The federal minimum wage is abominably low: $7.25 an hour, and an egregious $2.13 for tipped workers. Its earning power has eroded since its last hike in 2009.
Rather than simply right that wrong, as Republicans in Washington have shamefully failed to do, Democrats in the House of Representatives Thursday made a strong statement — $15 nationwide by 2025 — that risks weakening job markets in places that can ill-afford the setback.
Here in New York City, where the cost of living is high and so are median incomes, the minimum wage is already $15 — except for small businesses, which catch up at year’s end. It’ll get to that level on Long Island and in Westchester by 2021, and around the rest of the state at a later date.
Well and good, as are hikes putting wages on track to $15 in six other states and the District of Columbia, where about a third of American workers reside.
But just as $150,000 in Manhattan isn’t $150,000 in Montana or Alabama or Arkansas, $15 isn’t equivalent here and there. Costs of living and median incomes vary radically.
Fifteen dollars an hour is approaching the median hourly wage in some parts of the country.
In Puerto Rico, an outlier, it is higher than the current median wage.

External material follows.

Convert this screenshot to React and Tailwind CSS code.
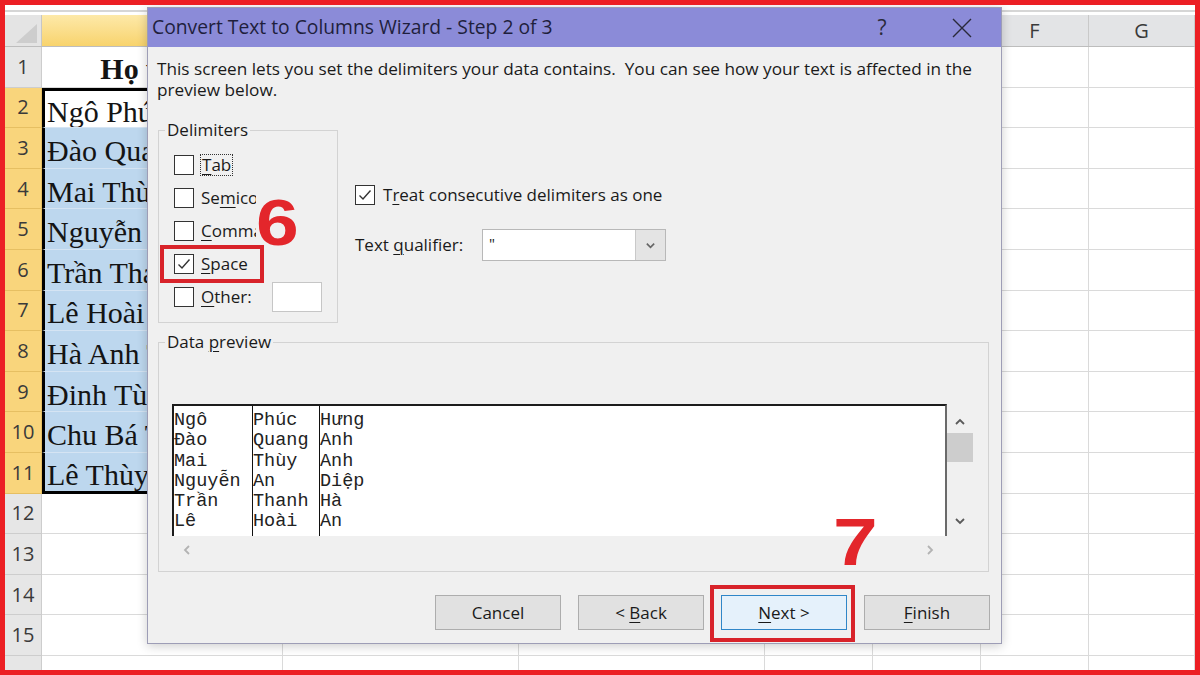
import React from 'react';

const colW = ['w-[241px]', 'w-[236px]', 'w-[246px]', 'w-[108px]', 'w-[108px]', 'w-[108px]', 'w-[106px]'];
const colNames = ['A', 'B', 'C', 'D', 'E', 'F', 'G'];
const names = [
    'Ngô Phúc Hưng', 'Đào Quang Anh', 'Mai Thùy Anh', 'Nguyễn An Diệp', 'Trần Thanh Hà',
    'Lê Hoài An', 'Hà Anh Tuấn', 'Đinh Tùng Lâm', 'Chu Bá Thông', 'Lê Thùy Linh'
];
const preview = [
    ['Ngô', 'Phúc', 'Hưng'],
    ['Đào', 'Quang', 'Anh'],
    ['Mai', 'Thùy', 'Anh'],
    ['Nguyễn', 'An', 'Diệp'],
    ['Trần', 'Thanh', 'Hà'],
    ['Lê', 'Hoài', 'An'],
];

const Check = () => (
    <svg width="14" height="12" viewBox="0 0 14 12" fill="none">
        <path d="M1.5 6.5 L5 10 L12.5 1.5" stroke="#333" strokeWidth="1.4" />
    </svg>
);

const Box = ({ checked }) => (
    <div className="w-[20px] h-[20px] border border-[#333] bg-white flex items-center justify-center shrink-0">
        {checked && <Check />}
    </div>
);

const Chevron = ({ dir, color = '#555', size = 12 }) => {
    const d = {
        up: 'M2 8 L6 4 L10 8',
        down: 'M2 4 L6 8 L10 4',
        left: 'M8 2 L4 6 L8 10',
        right: 'M4 2 L8 6 L4 10',
    }[dir];
    return (
        <svg width={size} height={size} viewBox="0 0 12 12" fill="none">
            <path d={d} stroke={color} strokeWidth="1.8" />
        </svg>
    );
};

const Sheet = () => (
    <div className="flex flex-col">
        <div className="h-[5px] bg-white" />
        <div className="h-[2px] bg-[#d6d6d6]" />
        <div className="h-[3px] bg-white" />
        {/* column headers */}
        <div className="flex h-[32px] border-b border-[#bdbdbd]">
            <div className="w-[37px] bg-[#e4e4e4] border-r border-[#c6c6c6]">
                <svg width="36" height="31" viewBox="0 0 36 31">
                    <polygon points="11,28 32,28 32,9" fill="#cdcdcd" />
                </svg>
            </div>
            {colNames.map((c, i) => (
                <div
                    key={c}
                    className={`${colW[i]} ${i === 0 ? 'bg-linear-to-b from-[#fde9a8] to-[#f8d36c] border-[#e0b64e]' : 'bg-[#e3e4e6] border-[#c9c9c9]'} border-r flex items-center justify-center text-[20px] text-[#3a3a3a]`}
                >
                    {c}
                </div>
            ))}
        </div>
        {/* rows */}
        {Array.from({ length: 16 }, (_, r) => {
            const n = r + 1;
            const sel = n >= 2 && n <= 11;
            let aCls = 'border-r border-b border-[#dadada] bg-white';
            if (sel) {
                aCls = `${n === 2 ? 'bg-white border-t-[3px]' : 'bg-[#bdd7ee]'} border-l-[3px] ${n === 11 ? 'border-b-[3px]' : 'border-b'} border-black ${n === 11 ? '' : 'border-b-[#d5e4f3]'} pl-[2px] pt-[5px]`;
            }
            return (
                <div key={n} className={`flex ${n === 16 ? 'h-[15px]' : 'h-[40.6px]'}`}>
                    <div
                        className={`w-[37px] shrink-0 flex items-center justify-center text-[20px] text-[#3a3a3a] border-r border-b ${sel ? 'bg-[#f9d57c] border-[#e6bf62]' : 'bg-[#e6e6e6] border-[#cdcdcd]'}`}
                    >
                        {n <= 15 ? n : ''}
                    </div>
                    <div className={`${colW[0]} shrink-0 overflow-hidden whitespace-nowrap flex items-center font-['Liberation_Serif',serif] text-[30px] text-[#141414] ${aCls} ${n === 1 ? 'justify-center font-bold pt-[3px]' : ''}`}>
                        {n === 1 ? 'Họ và tên' : sel ? names[n - 2] : ''}
                    </div>
                    {colW.slice(1).map((w, i) => (
                        <div key={i} className={`${w} shrink-0 border-r border-b border-[#dadada] bg-white`} />
                    ))}
                </div>
            );
        })}
    </div>
);

const Btn = ({ children, primary }) => (
    <div
        className={`w-[126px] h-[35px] flex items-center justify-center text-[17px] text-[#1a1a1a] border ${primary ? 'bg-[#e5f1fb] border-[#2f86c8]' : 'bg-[#e1e1e1] border-[#adadad]'}`}
    >
        <span className="whitespace-pre">{children}</span>
    </div>
);

const U = ({ children }) => <span className="underline underline-offset-[3px] decoration-1">{children}</span>;

const Dialog = () => (
    <div className="absolute left-[142px] top-[2px] w-[855px] h-[637px] border border-[#9d9db6] bg-[#f0f0f0] flex flex-col shadow-[0_2px_10px_rgba(0,0,0,0.2)] text-[#1a1a1a]">
        {/* title bar */}
        <div className="h-[39px] bg-[#8b8bd8] flex items-center shrink-0">
            <div className="pl-[4px] text-[19.3px] text-[#1f1f3d] whitespace-nowrap">Convert Text to Columns Wizard - Step 2 of 3</div>
            <div className="flex-1" />
            <div className="w-[40px] text-center text-[21px] text-[#2a2a3a]">?</div>
            <div className="w-[40px] ml-[40px] mr-[19px] flex items-center justify-center">
                <svg width="20" height="20" viewBox="0 0 20 20">
                    <path d="M1 1 L19 19 M19 1 L1 19" stroke="#2a2a3a" strokeWidth="1.4" />
                </svg>
            </div>
        </div>

        <div className="px-[9px] flex flex-col">
            <div className="mt-[11px] text-[17.2px] leading-[21px] whitespace-nowrap">
                This screen lets you set the delimiters your data contains.&nbsp; You can see how your text is affected in the
                <br />
                preview below.
            </div>

            <div className="flex mt-[20px]">
                <fieldset className="ml-[1px] w-[180px] h-[203px] border border-[#d3d3d3]">
                    <legend className="ml-[6px] px-[2px] text-[17px] leading-[20px]">Delimiters</legend>
                    <div className="pt-[8px] text-[17px]">
                        <div className="flex items-center h-[33px] pl-[15px]">
                            <Box />
                            <span className="ml-[6px] border border-dotted border-[#333] px-px leading-[20px]"><U>T</U>ab</span>
                        </div>
                        <div className="flex items-center h-[33px] pl-[15px]">
                            <Box />
                            <span className="ml-[7px]">Se<U>m</U>icolon</span>
                        </div>
                        <div className="flex items-center h-[33px] pl-[15px]">
                            <Box />
                            <span className="ml-[7px]"><U>C</U>omma</span>
                        </div>
                        <div className="flex items-center h-[33px] pl-[15px]">
                            <Box checked />
                            <span className="ml-[7px]"><U>S</U>pace</span>
                        </div>
                        <div className="flex items-center h-[33px] pl-[15px] pr-[15px]">
                            <Box />
                            <span className="ml-[7px]"><U>O</U>ther:</span>
                            <div className="ml-auto w-[50px] h-[30px] bg-white border border-[#c6c6c6]" />
                        </div>
                    </div>
                </fieldset>

                <div className="ml-[17px] pt-[65px] flex flex-col text-[17px]">
                    <div className="flex items-center h-[20px]">
                        <Box checked />
                        <span className="ml-[8px]">T<U>r</U>eat consecutive delimiters as one</span>
                    </div>
                    <div className="flex items-center mt-[24px]">
                        <span className="w-[127px]">Text <U>q</U>ualifier:</span>
                        <div className="w-[184px] h-[32px] bg-white border border-[#b8b8b8] flex">
                            <div className="flex-1 pl-[6px] leading-[26px] text-[15px]">"</div>
                            <div className="w-[30px] bg-[#e4e4e4] border-l border-[#c9c9c9] flex items-center justify-center">
                                <Chevron dir="down" color="#666" size={11} />
                            </div>
                        </div>
                    </div>
                </div>
            </div>

            {/* data preview */}
            <fieldset className="mt-[9px] ml-[1px] w-[831px] h-[240px] border border-[#d3d3d3]">
                <legend className="ml-[6px] px-[2px] text-[17px] leading-[20px]">Data <U>p</U>review</legend>
                <div className="mt-[52px] ml-[13px] w-[801px] flex flex-col">
                    <div className="flex h-[132px]">
                        <div className="w-[775px] bg-white border-t-2 border-l-2 border-[#1c1c1c] border-r-2 border-r-[#6a6a6a] flex font-['Liberation_Mono',monospace] text-[18.5px] leading-[20.3px] text-[#222] overflow-hidden">
                            <div className="w-[78px] pt-[5px] whitespace-pre">
                                {preview.map((p, i) => <div key={i}>{p[0]}</div>)}
                            </div>
                            <div className="w-[67px] pt-[5px] border-l border-[#111] whitespace-pre">
                                {preview.map((p, i) => <div key={i}>{p[1]}</div>)}
                            </div>
                            <div className="flex-1 pt-[5px] border-l border-[#111] whitespace-pre">
                                {preview.map((p, i) => <div key={i}>{p[2]}</div>)}
                            </div>
                        </div>
                        <div className="w-[26px] flex flex-col items-center">
                            <div className="h-[29px] flex items-end pb-[5px]">
                                <Chevron dir="up" color="#5a5a5a" />
                            </div>
                            <div className="h-[29px] w-full bg-[#cdcdcd]" />
                            <div className="flex-1" />
                            <div className="pb-[9px]">
                                <Chevron dir="down" color="#5a5a5a" />
                            </div>
                        </div>
                    </div>
                    <div className="w-[775px] h-[28px] flex items-center justify-between pl-[9px] pr-[11px]">
                        <Chevron dir="left" color="#b3b3b3" />
                        <Chevron dir="right" color="#b3b3b3" />
                    </div>
                </div>
            </fieldset>

            {/* buttons */}
            <div className="mt-[23px] flex justify-end gap-[17px] pr-[2px]">
                <Btn>Cancel</Btn>
                <Btn>&lt; <U>B</U>ack</Btn>
                <Btn primary><U>N</U>ext &gt;</Btn>
                <Btn><U>F</U>inish</Btn>
            </div>
        </div>
    </div>
);

export default function App() {
    return (
        <div className="w-[1200px] h-[675px] border-[5px] border-[#ec1f24] bg-white relative overflow-hidden font-['Open_Sans',sans-serif]">
            <Sheet />
            <Dialog />

            {/* step annotations */}
            <div className="absolute left-[251px] top-[186px] bg-[#f0f0f0] origin-left scale-x-[1.2] font-['Liberation_Sans',sans-serif] font-bold text-[64px] leading-none text-[#e3262b]">6</div>
            <div className="absolute left-[155px] top-[240px] w-[104px] h-[38px] border-4 border-[#d8232a]" />
            <div className="absolute left-[828px] top-[503px] origin-left scale-x-[1.2] font-['Liberation_Sans',sans-serif] font-bold text-[67px] leading-none text-[#e3262b]">7</div>
            <div className="absolute left-[705px] top-[580px] w-[145px] h-[57px] border-4 border-[#d8232a]" />
        </div>
    );
}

An educated guess by the nonpartisan Congressional Budget Office released this week projects that setting a uniform $15 minimum would increase the take-home pay of about 17 million people, lift 1.3 million out of poverty — and trigger job losses of 1.3 million people (up to 3.7 million, in fact).
Why not set minimums that are sensitive to regional economies, then index those wage levels to inflation, just as different parts of New York State are on different tracks?
Because, we assume, that doesn’t fit on a bumper sticker.